#### [DATASET RECORDS]
◆ ◆ ◆ ◆ ◆

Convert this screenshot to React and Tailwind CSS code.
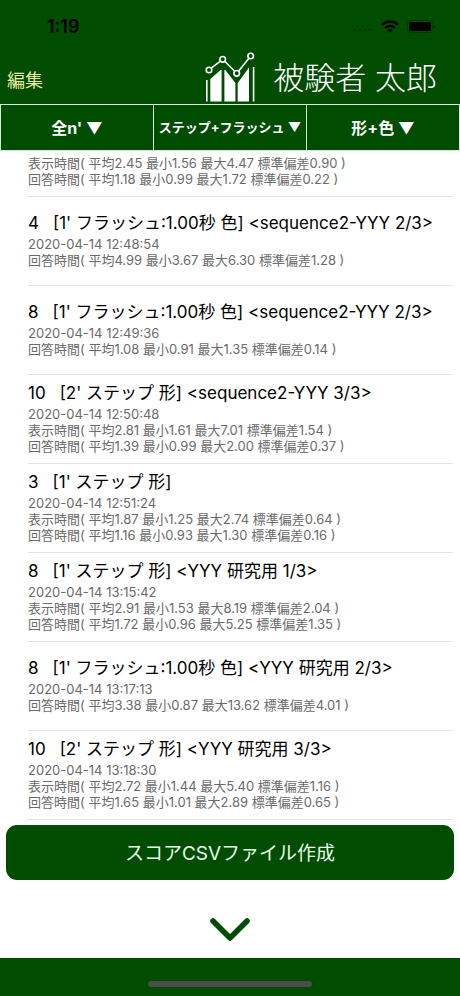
import { useState } from "react";

const filters = [
  { label: "n数", options: ["全n'", "1'", "2'"], size: "text-[16px]" },
  { label: "表示方法", options: ["ステップ+フラッシュ", "ステップ", "フラッシュ"], size: "text-[13px]" },
  { label: "課題", options: ["形+色", "形", "色"], size: "text-[16px]" },
];

const scores = [
  // continuation of the previous entry, only its times are in view
  {
    id: 1,
    lines: [
      "表示時間( 平均2.45 最小1.56 最大4.47 標準偏差0.90 )",
      "回答時間( 平均1.18 最小0.99 最大1.72 標準偏差0.22 )",
    ],
  },
  {
    id: 2,
    score: "4",
    title: "[1' フラッシュ:1.00秒 色] <sequence2-YYY 2/3>",
    date: "2020-04-14 12:48:54",
    lines: ["回答時間( 平均4.99 最小3.67 最大6.30 標準偏差1.28 )"],
  },
  {
    id: 3,
    score: "8",
    title: "[1' フラッシュ:1.00秒 色] <sequence2-YYY 2/3>",
    date: "2020-04-14 12:49:36",
    lines: ["回答時間( 平均1.08 最小0.91 最大1.35 標準偏差0.14 )"],
  },
  {
    id: 4,
    score: "10",
    title: "[2' ステップ 形] <sequence2-YYY 3/3>",
    date: "2020-04-14 12:50:48",
    lines: [
      "表示時間( 平均2.81 最小1.61 最大7.01 標準偏差1.54 )",
      "回答時間( 平均1.39 最小0.99 最大2.00 標準偏差0.37 )",
    ],
  },
  {
    id: 5,
    score: "3",
    title: "[1' ステップ 形]",
    date: "2020-04-14 12:51:24",
    lines: [
      "表示時間( 平均1.87 最小1.25 最大2.74 標準偏差0.64 )",
      "回答時間( 平均1.16 最小0.93 最大1.30 標準偏差0.16 )",
    ],
  },
  {
    id: 6,
    score: "8",
    title: "[1' ステップ 形] <YYY 研究用 1/3>",
    date: "2020-04-14 13:15:42",
    lines: [
      "表示時間( 平均2.91 最小1.53 最大8.19 標準偏差2.04 )",
      "回答時間( 平均1.72 最小0.96 最大5.25 標準偏差1.35 )",
    ],
  },
  {
    id: 7,
    score: "8",
    title: "[1' フラッシュ:1.00秒 色] <YYY 研究用 2/3>",
    date: "2020-04-14 13:17:13",
    lines: ["回答時間( 平均3.38 最小0.87 最大13.62 標準偏差4.01 )"],
  },
  {
    id: 8,
    score: "10",
    title: "[2' ステップ 形] <YYY 研究用 3/3>",
    date: "2020-04-14 13:18:30",
    lines: [
      "表示時間( 平均2.72 最小1.44 最大5.40 標準偏差1.16 )",
      "回答時間( 平均1.65 最小1.01 最大2.89 標準偏差0.65 )",
    ],
  },
];

function StatusBar() {
  return (
    <div className="flex h-[52px] items-center justify-between pl-[47px] pr-[25px] text-black">
      <span className="text-[18px] font-semibold">1:19</span>
      <div className="flex items-center gap-2">
        <svg className="h-4 w-5" viewBox="0 0 20 16" fill="#003a00">
          <circle cx="2" cy="12" r="1.2" />
          <circle cx="7" cy="12" r="1.2" />
          <circle cx="12" cy="12" r="1.2" />
          <circle cx="17" cy="12" r="1.2" />
        </svg>
        <svg className="h-[13px] w-[18px]" viewBox="0 0 18 13" fill="none" stroke="currentColor" strokeWidth="2.4">
          <path d="M1 4.8a11.5 11.5 0 0 1 16 0" />
          <path d="M4 8a7.2 7.2 0 0 1 10 0" />
          <path d="M9 12.8 6.4 10.2a3.8 3.8 0 0 1 5.2 0z" fill="currentColor" stroke="none" />
        </svg>
        <svg className="h-[13px] w-7" viewBox="0 0 28 13">
          <rect x="0.5" y="0.5" width="25" height="12" rx="3.5" fill="none" stroke="#003a00" />
          <rect x="2" y="2" width="22" height="9" rx="2" fill="#000" />
          <path d="M26.6 4.4v4.2c1.4-.8 1.4-3.4 0-4.2z" fill="#002000" />
        </svg>
      </div>
    </div>
  );
}

function Logo() {
  return (
    <svg className="h-[52px] w-[50px]" viewBox="0 0 50 52" fill="none" stroke="#fff">
      <path d="M1.8 28v21.5M48.6 15v34.5" strokeWidth="1.6" />
      <path d="M5.3 27 15.6 18h1v31.5H5.3zM19.4 18h1l10 13v18.5h-11zM32.7 31 44 15.5v34H32.7z" fill="#fff" stroke="none" />
      <path d="M6.2 16.2 15.4 9.2M19.8 9.3l9.8 9.9M33.5 19.2 43.9 6.2" strokeWidth="1.6" />
      <circle cx="4" cy="18" r="2.8" strokeWidth="1.6" />
      <circle cx="17.7" cy="7.3" r="2.8" strokeWidth="1.6" />
      <circle cx="31.7" cy="21.3" r="2.8" strokeWidth="1.6" />
      <circle cx="45.7" cy="4" r="2.8" strokeWidth="1.6" />
    </svg>
  );
}

function Filter({ label, options, size }) {
  const [value, setValue] = useState(options[0]);

  return (
    <select
      aria-label={label}
      value={value}
      onChange={(e) => setValue(e.target.value)}
      className={`w-full min-w-0 cursor-pointer appearance-none bg-[#004c00] text-center font-bold text-white outline-none [text-align-last:center] ${size}`}
    >
      {options.map((option) => (
        <option key={option} value={option}>
          {`${option} ▼`}
        </option>
      ))}
    </select>
  );
}

function ScoreRow({ score, title, date, lines }) {
  return (
    <li
      className={`ml-7 mr-[7px] flex shrink-0 flex-col justify-center border-b border-[#e4e4e4] whitespace-nowrap ${
        title ? "h-[89px] pb-1" : "h-[46px] pb-[6px]"
      }`}
    >
      {title && (
        <h2 className="flex gap-[14px] text-[17px] leading-[26px] text-black">
          <span>{score}</span>
          <span>{title}</span>
        </h2>
      )}
      <div className="text-[13px] leading-4 text-[#6a6a6a]">
        {date && <p>{date}</p>}
        {lines.map((line) => (
          <p key={line}>{line}</p>
        ))}
      </div>
    </li>
  );
}

export default function App() {
  return (
    <div className="flex h-screen flex-col bg-white font-['Inter','Noto_Sans_CJK_JP',sans-serif]">
      <header className="bg-[#004c00]">
        <StatusBar />
        <div className="flex h-[52px] items-center justify-between pl-[7px] pr-[23px]">
          <button className="pt-1 text-[18px] text-[#e8eba0]">編集</button>
          <div className="flex items-center gap-[18px]">
            <Logo />
            <h1 className="text-[31px] font-light leading-[50px] text-white">被験者 太郎</h1>
          </div>
        </div>
        <div className="grid h-[47px] grid-cols-3 gap-px border border-[#d5ecd5] bg-[#d5ecd5]">
          {filters.map((filter) => (
            <Filter key={filter.label} {...filter} />
          ))}
        </div>
      </header>

      <ul className="flex min-h-0 flex-1 flex-col justify-end overflow-hidden">
        {scores.map((item) => (
          <ScoreRow key={item.id} {...item} />
        ))}
      </ul>

      <div className="px-[6px] pt-[5px]">
        <button className="h-[55px] w-full rounded-[11px] bg-[#004c00] pt-[3px] text-[19px] text-[#e6ffe6]">
          スコアCSVファイル作成
        </button>
      </div>

      <div className="flex h-[78px] items-center justify-center pt-[22px]">
        <button aria-label="閉じる">
          <svg className="h-6 w-10" viewBox="0 0 40 24" fill="none" stroke="#004c00" strokeWidth="5.5" strokeLinecap="round" strokeLinejoin="round">
            <path d="M3 3 20 20 37 3" />
          </svg>
        </button>
      </div>

      <footer className="flex h-[38px] items-end justify-center bg-[#004c00] pb-[9px]">
        <div className="h-[6px] w-[164px] rounded-full bg-[#4a4d4a]" />
      </footer>
    </div>
  );
}
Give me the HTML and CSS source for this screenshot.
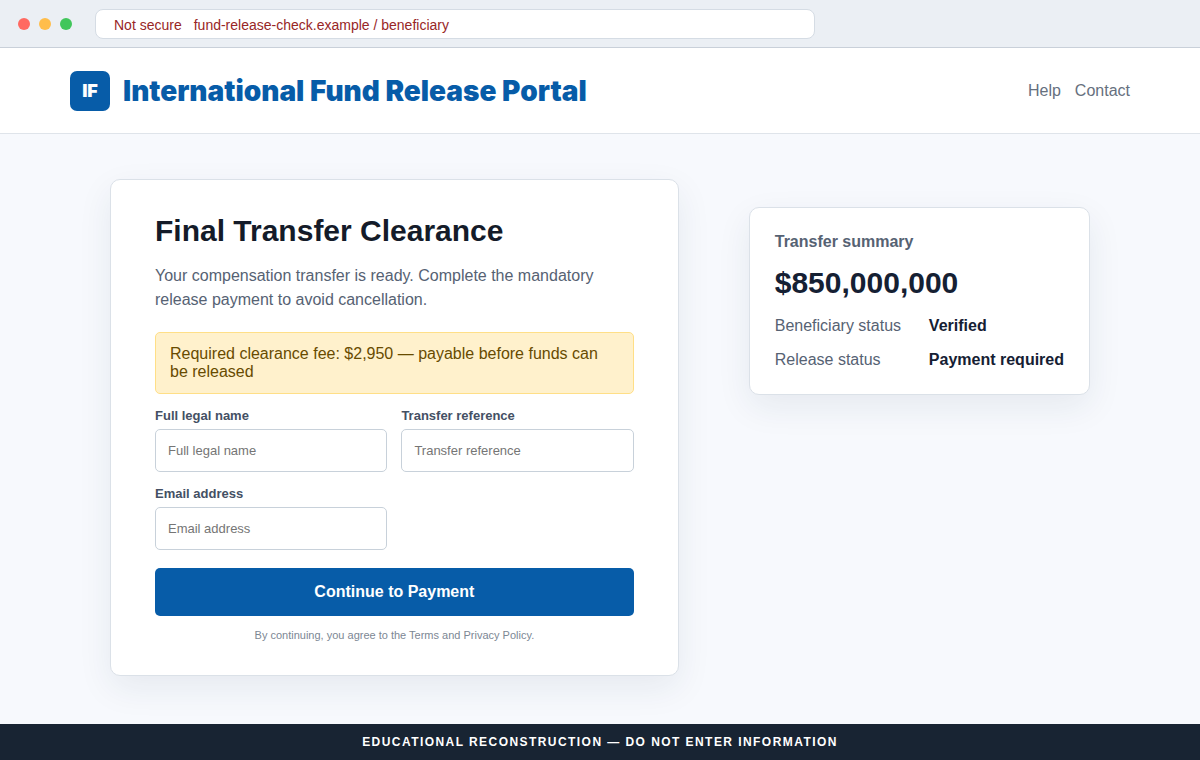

◆ ◆ ◆ ◆ ◆

#### [EXERCISE DESCRIPTION]
Quote the data exactly, leaving every image out of the copy.

#### [RESPONSE]
Convert this screenshot to React and Tailwind CSS code.
import { useState } from "react";

const filters = [
  { label: "n数", options: ["全n'", "1'", "2'"], size: "text-[16px]" },
  { label: "表示方法", options: ["ステップ+フラッシュ", "ステップ", "フラッシュ"], size: "text-[13px]" },
  { label: "課題", options: ["形+色", "形", "色"], size: "text-[16px]" },
];

const scores = [
  // continuation of the previous entry, only its times are in view
  {
    id: 1,
    lines: [
      "表示時間( 平均2.45 最小1.56 最大4.47 標準偏差0.90 )",
      "回答時間( 平均1.18 最小0.99 最大1.72 標準偏差0.22 )",
    ],
  },
  {
    id: 2,
    score: "4",
    title: "[1' フラッシュ:1.00秒 色] <sequence2-YYY 2/3>",
    date: "2020-04-14 12:48:54",
    lines: ["回答時間( 平均4.99 最小3.67 最大6.30 標準偏差1.28 )"],
  },
  {
    id: 3,
    score: "8",
    title: "[1' フラッシュ:1.00秒 色] <sequence2-YYY 2/3>",
    date: "2020-04-14 12:49:36",
    lines: ["回答時間( 平均1.08 最小0.91 最大1.35 標準偏差0.14 )"],
  },
  {
    id: 4,
    score: "10",
    title: "[2' ステップ 形] <sequence2-YYY 3/3>",
    date: "2020-04-14 12:50:48",
    lines: [
      "表示時間( 平均2.81 最小1.61 最大7.01 標準偏差1.54 )",
      "回答時間( 平均1.39 最小0.99 最大2.00 標準偏差0.37 )",
    ],
  },
  {
    id: 5,
    score: "3",
    title: "[1' ステップ 形]",
    date: "2020-04-14 12:51:24",
    lines: [
      "表示時間( 平均1.87 最小1.25 最大2.74 標準偏差0.64 )",
      "回答時間( 平均1.16 最小0.93 最大1.30 標準偏差0.16 )",
    ],
  },
  {
    id: 6,
    score: "8",
    title: "[1' ステップ 形] <YYY 研究用 1/3>",
    date: "2020-04-14 13:15:42",
    lines: [
      "表示時間( 平均2.91 最小1.53 最大8.19 標準偏差2.04 )",
      "回答時間( 平均1.72 最小0.96 最大5.25 標準偏差1.35 )",
    ],
  },
  {
    id: 7,
    score: "8",
    title: "[1' フラッシュ:1.00秒 色] <YYY 研究用 2/3>",
    date: "2020-04-14 13:17:13",
    lines: ["回答時間( 平均3.38 最小0.87 最大13.62 標準偏差4.01 )"],
  },
  {
    id: 8,
    score: "10",
    title: "[2' ステップ 形] <YYY 研究用 3/3>",
    date: "2020-04-14 13:18:30",
    lines: [
      "表示時間( 平均2.72 最小1.44 最大5.40 標準偏差1.16 )",
      "回答時間( 平均1.65 最小1.01 最大2.89 標準偏差0.65 )",
    ],
  },
];

function StatusBar() {
  return (
    <div className="flex h-[52px] items-center justify-between pl-[47px] pr-[25px] text-black">
      <span className="text-[18px] font-semibold">1:19</span>
      <div className="flex items-center gap-2">
        <svg className="h-4 w-5" viewBox="0 0 20 16" fill="#003a00">
          <circle cx="2" cy="12" r="1.2" />
          <circle cx="7" cy="12" r="1.2" />
          <circle cx="12" cy="12" r="1.2" />
          <circle cx="17" cy="12" r="1.2" />
        </svg>
        <svg className="h-[13px] w-[18px]" viewBox="0 0 18 13" fill="none" stroke="currentColor" strokeWidth="2.4">
          <path d="M1 4.8a11.5 11.5 0 0 1 16 0" />
          <path d="M4 8a7.2 7.2 0 0 1 10 0" />
          <path d="M9 12.8 6.4 10.2a3.8 3.8 0 0 1 5.2 0z" fill="currentColor" stroke="none" />
        </svg>
        <svg className="h-[13px] w-7" viewBox="0 0 28 13">
          <rect x="0.5" y="0.5" width="25" height="12" rx="3.5" fill="none" stroke="#003a00" />
          <rect x="2" y="2" width="22" height="9" rx="2" fill="#000" />
          <path d="M26.6 4.4v4.2c1.4-.8 1.4-3.4 0-4.2z" fill="#002000" />
        </svg>
      </div>
    </div>
  );
}

function Logo() {
  return (
    <svg className="h-[52px] w-[50px]" viewBox="0 0 50 52" fill="none" stroke="#fff">
      <path d="M1.8 28v21.5M48.6 15v34.5" strokeWidth="1.6" />
      <path d="M5.3 27 15.6 18h1v31.5H5.3zM19.4 18h1l10 13v18.5h-11zM32.7 31 44 15.5v34H32.7z" fill="#fff" stroke="none" />
      <path d="M6.2 16.2 15.4 9.2M19.8 9.3l9.8 9.9M33.5 19.2 43.9 6.2" strokeWidth="1.6" />
      <circle cx="4" cy="18" r="2.8" strokeWidth="1.6" />
      <circle cx="17.7" cy="7.3" r="2.8" strokeWidth="1.6" />
      <circle cx="31.7" cy="21.3" r="2.8" strokeWidth="1.6" />
      <circle cx="45.7" cy="4" r="2.8" strokeWidth="1.6" />
    </svg>
  );
}

function Filter({ label, options, size }) {
  const [value, setValue] = useState(options[0]);

  return (
    <select
      aria-label={label}
      value={value}
      onChange={(e) => setValue(e.target.value)}
      className={`w-full min-w-0 cursor-pointer appearance-none bg-[#004c00] text-center font-bold text-white outline-none [text-align-last:center] ${size}`}
    >
      {options.map((option) => (
        <option key={option} value={option}>
          {`${option} ▼`}
        </option>
      ))}
    </select>
  );
}

function ScoreRow({ score, title, date, lines }) {
  return (
    <li
      className={`ml-7 mr-[7px] flex shrink-0 flex-col justify-center border-b border-[#e4e4e4] whitespace-nowrap ${
        title ? "h-[89px] pb-1" : "h-[46px] pb-[6px]"
      }`}
    >
      {title && (
        <h2 className="flex gap-[14px] text-[17px] leading-[26px] text-black">
          <span>{score}</span>
          <span>{title}</span>
        </h2>
      )}
      <div className="text-[13px] leading-4 text-[#6a6a6a]">
        {date && <p>{date}</p>}
        {lines.map((line) => (
          <p key={line}>{line}</p>
        ))}
      </div>
    </li>
  );
}

export default function App() {
  return (
    <div className="flex h-screen flex-col bg-white font-['Inter','Noto_Sans_CJK_JP',sans-serif]">
      <header className="bg-[#004c00]">
        <StatusBar />
        <div className="flex h-[52px] items-center justify-between pl-[7px] pr-[23px]">
          <button className="pt-1 text-[18px] text-[#e8eba0]">編集</button>
          <div className="flex items-center gap-[18px]">
            <Logo />
            <h1 className="text-[31px] font-light leading-[50px] text-white">被験者 太郎</h1>
          </div>
        </div>
        <div className="grid h-[47px] grid-cols-3 gap-px border border-[#d5ecd5] bg-[#d5ecd5]">
          {filters.map((filter) => (
            <Filter key={filter.label} {...filter} />
          ))}
        </div>
      </header>

      <ul className="flex min-h-0 flex-1 flex-col justify-end overflow-hidden">
        {scores.map((item) => (
          <ScoreRow key={item.id} {...item} />
        ))}
      </ul>

      <div className="px-[6px] pt-[5px]">
        <button className="h-[55px] w-full rounded-[11px] bg-[#004c00] pt-[3px] text-[19px] text-[#e6ffe6]">
          スコアCSVファイル作成
        </button>
      </div>

      <div className="flex h-[78px] items-center justify-center pt-[22px]">
        <button aria-label="閉じる">
          <svg className="h-6 w-10" viewBox="0 0 40 24" fill="none" stroke="#004c00" strokeWidth="5.5" strokeLinecap="round" strokeLinejoin="round">
            <path d="M3 3 20 20 37 3" />
          </svg>
        </button>
      </div>

      <footer className="flex h-[38px] items-end justify-center bg-[#004c00] pb-[9px]">
        <div className="h-[6px] w-[164px] rounded-full bg-[#4a4d4a]" />
      </footer>
    </div>
  );
}
Give me the HTML and CSS source for this screenshot.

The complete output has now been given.